#### [DESCRIPTION OF THE TASK]
Indicate only the number of lines in the listing below in which the word "styles" appears.

#### [AVAILABLE DATA]
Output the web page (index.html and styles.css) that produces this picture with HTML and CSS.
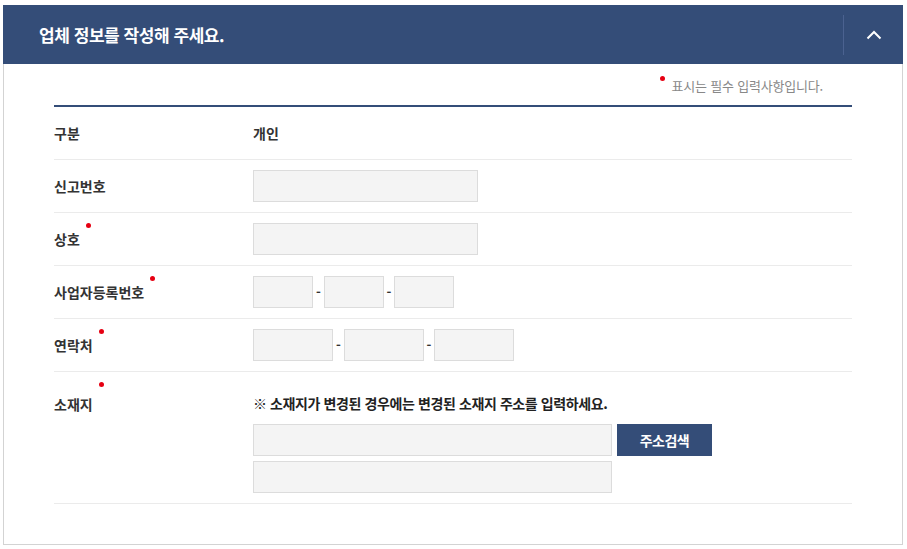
FILE: index.html
```html
<!DOCTYPE html>
<html lang="ko">
<head>
<meta charset="utf-8">
<title>업체 정보</title>
<link rel="stylesheet" href="styles.css">
</head>
<body>
<section class="panel">
  <header class="panel-head">
    <h2 class="panel-title">업체 정보를 작성해 주세요.</h2>
    <button class="toggle" type="button" aria-label="접기">
      <svg width="16" height="10" viewBox="0 0 16 10"><path d="M1.5 8.5 L8 2 L14.5 8.5" fill="none" stroke="#fff" stroke-width="2"/></svg>
    </button>
  </header>
  <div class="panel-body">
    <p class="req-note"><span class="dot dot-inline"></span>표시는 필수 입력사항입니다.</p>
    <div class="form">
      <div class="row">
        <div class="label">구분</div>
        <div class="value strong">개인</div>
      </div>
      <div class="row">
        <div class="label">신고번호</div>
        <div class="value"><input class="field w-225" type="text"></div>
      </div>
      <div class="row">
        <div class="label"><span class="req">상호<span class="dot"></span></span></div>
        <div class="value"><input class="field w-225" type="text"></div>
      </div>
      <div class="row">
        <div class="label"><span class="req">사업자등록번호<span class="dot"></span></span></div>
        <div class="value group">
          <input class="field w-60" type="text"><span class="dash">-</span>
          <input class="field w-60" type="text"><span class="dash dash-n">-</span>
          <input class="field w-60" type="text">
        </div>
      </div>
      <div class="row">
        <div class="label"><span class="req">연락처<span class="dot"></span></span></div>
        <div class="value group">
          <input class="field w-80" type="text"><span class="dash">-</span>
          <input class="field w-80" type="text"><span class="dash dash-n">-</span>
          <input class="field w-80" type="text">
        </div>
      </div>
      <div class="row row-top">
        <div class="label label-top"><span class="req">소재지<span class="dot dot-high"></span></span></div>
        <div class="value addr">
          <p class="addr-note">※ 소재지가 변경된 경우에는 변경된 소재지 주소를 입력하세요.</p>
          <div class="addr-line">
            <input class="field w-359" type="text">
            <button class="btn-search" type="button">주소검색</button>
          </div>
          <div class="addr-line">
            <input class="field w-359" type="text">
          </div>
        </div>
      </div>
    </div>
  </div>
</section>
</body>
</html>
```

FILE: styles.css
```css
* { box-sizing: border-box; }
html, body { margin: 0; padding: 0; background: #fff; }
body {
  padding: 5px 4px 0 3px;
  font-family: "Noto Sans CJK KR", "Noto Sans", sans-serif;
  color: #333;
}
.panel { width: 900px; }
.panel-head {
  height: 59px;
  background: #344d78;
  display: flex;
  align-items: center;
}
.panel-title {
  flex: 1;
  margin: 0;
  padding-left: 36px;
  color: #fff;
  font-size: 17px;
  font-weight: 700;
  letter-spacing: -0.45px;
  line-height: 24px;
}
.toggle {
  width: 60px;
  height: 40px;
  border: 0;
  border-left: 1px solid #4b6290;
  background: transparent;
  display: flex;
  align-items: center;
  justify-content: center;
  padding: 0;
  cursor: pointer;
}
.panel-body {
  border: 1px solid #d3d3d3;
  border-top: 0;
  padding: 0 50px 40px 50px;
}
.req-note {
  margin: 0;
  height: 41px;
  padding-top: 12px;
  text-align: right;
  font-size: 13px;
  letter-spacing: -0.2px;
  line-height: 20px;
  color: #888;
  padding-right: 29px;
}
.dot {
  display: inline-block;
  width: 5px;
  height: 5px;
  border-radius: 50%;
  background: #e60012;
}
.dot-inline {
  vertical-align: top;
  margin-right: 7px;
}
.form { border-top: 2px solid #344d78; }
.row {
  display: flex;
  align-items: center;
  min-height: 53px;
  padding: 10px 0;
  border-bottom: 1px solid #ebebeb;
}
.label {
  width: 199px;
  flex: none;
  font-size: 14px;
  font-weight: 700;
  letter-spacing: 0;
  line-height: 20px;
  color: #333;
}
.req { position: relative; }
.req .dot {
  position: absolute;
  right: -11px;
  top: -6px;
}
.req .dot-high { top: -12px; }
.value { font-size: 14px; line-height: 20px; }
.strong { font-weight: 700; letter-spacing: 0; }
.field {
  height: 32px;
  border: 1px solid #dcdcdc;
  background: #f4f4f4;
  margin: 0;
  padding: 0 8px;
  font: inherit;
}
.w-225 { width: 225px; }
.w-60 { width: 60px; }
.w-80 { width: 80px; }
.w-359 { width: 359px; }
.group { display: flex; align-items: center; }
.dash {
  width: 11px;
  text-align: center;
  font-size: 13px;
  font-weight: 700;
  color: #333;
}
.dash-n { width: 10px; }
.row-top { align-items: flex-start; padding-top: 21px; }
.label-top { padding-top: 1px; }
.addr { display: flex; flex-direction: column; gap: 5px; }
.addr-note {
  margin: 0 0 6px;
  font-size: 14px;
  font-weight: 700;
  letter-spacing: -0.4px;
  line-height: 20px;
  color: #222;
}
.addr-line { display: flex; gap: 5px; }
.btn-search {
  width: 95px;
  height: 32px;
  border: 0;
  background: #344d78;
  color: #fff;
  font: inherit;
  font-size: 14px;
  font-weight: 700;
  letter-spacing: -0.5px;
  padding: 0;
}
```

#### [EXPECTED ANSWER]
3